“Meetings with women take too long...If one person raises their hand, others probably think, I need to say something too. That's why everyone speaks.” If reading this sentence accidentally made your blood pressure shoot up and your eyes see red, you’re not alone. This was said by the head of the upcoming Tokyo Olympics Organizing Committee Yoshiro Mori. Oh, and he also happens to be a former Prime Minister of Japan. Mori’s comments sparked a storm, and he apologised. To most women, though, nothing about this was unfamiliar — the comment, the storm and the apology.
Men have been telling women to shut up for 3,000 years. That’s not just me rage-typing. It’s actually true. In her talk “The Public Voice of Women,” historian Mary Beard goes to the dawn of Western Civilization...to find women being asked to shut up. Case in point? Homer’s Odyssey. Where Telemachus, who is Odysseus’ son tells his mother, Penelope, “Go back up into your quarters. Speech will be the business of men.” Just like how in drawing rooms in India, gupshup — whether it’s political or otherwise — is not where women of the house will be. (They’re expected to be in the kitchen, of course, like this brilliant short film “Juice” reminds us.)
Forget ancient Greek epics. Women are told they talk too much, or just are too much, in our very modern times too! Just take a look at the list of adjectives used for women politicians that are never used for male politicians. “Bossy, fiery, shrill, nasty…” All adjectives that subtly imply, just like in Homer’s epic, that the public space isn’t where women are supposed to be.
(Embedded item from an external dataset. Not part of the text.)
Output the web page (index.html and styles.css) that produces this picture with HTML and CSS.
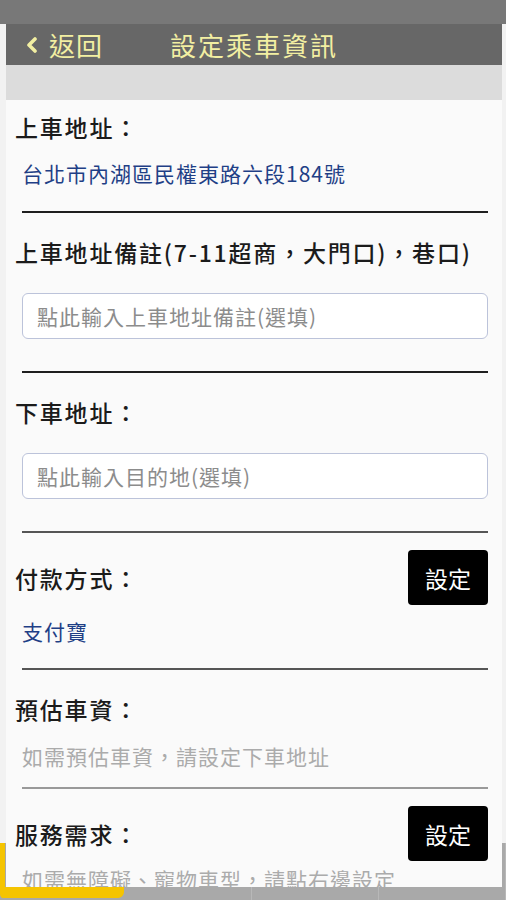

In a 2016 article in The Atlantic called “How Pop Culture Tells Women to Shut Up,” Megan Garber sums up it nicely, “The “common scold” of the 17th century is present, in other words, every time a woman of the 21st is punished for asserting herself in the public sphere: every time she—whether running for president or simply running her life—is dismissed for being too brash, and too ambitious, and too inconvenient, and above all too loud.”
But...do women talk too much? Actually, they don’t. A research study by Deborah James and Janice Drakich indicated a bulk of research findings which showed that actually, men talk more. Political scientists have found that in groups of five, if only one member is a woman, she speaks 40 percent less than each of the men. Even with three women, that number doesn’t increase! And the virtual world hasn’t made things easier. A study conducted in the US found that 45% women business leaders said it’s difficult for women to speak up in online meetings. In India, if a similar study were to take place, I imagine the numbers would look even less for Dalit women and queer women. After all, it’s a question of privilege, opportunity, and who is allowed to speak, right?
So clearly there’s a gap. Men, and the wider culture with all its structural differences, would like us to believe that either women talk too much, or they don’t talk much sense. Data says that might not be the case. What can you, as a young woman, do?
I think the answer lies in, not retreating, but taking up MORE space. Speak up, speak freely. Let the “tut, tut” be. Prolong that meeting if you think you need to make an important point. If someone says you talk too much, say, um, yes, thank you. Cultivate a sisterhood of loud, intelligent, and ambitious women. Talk to them the next time you’re hurt by someone calling you “bossy.” (Which, hey, I get it.)
TL;DR: Prove the Greek epic wrong. Make speech the business of...anyone. Not just men.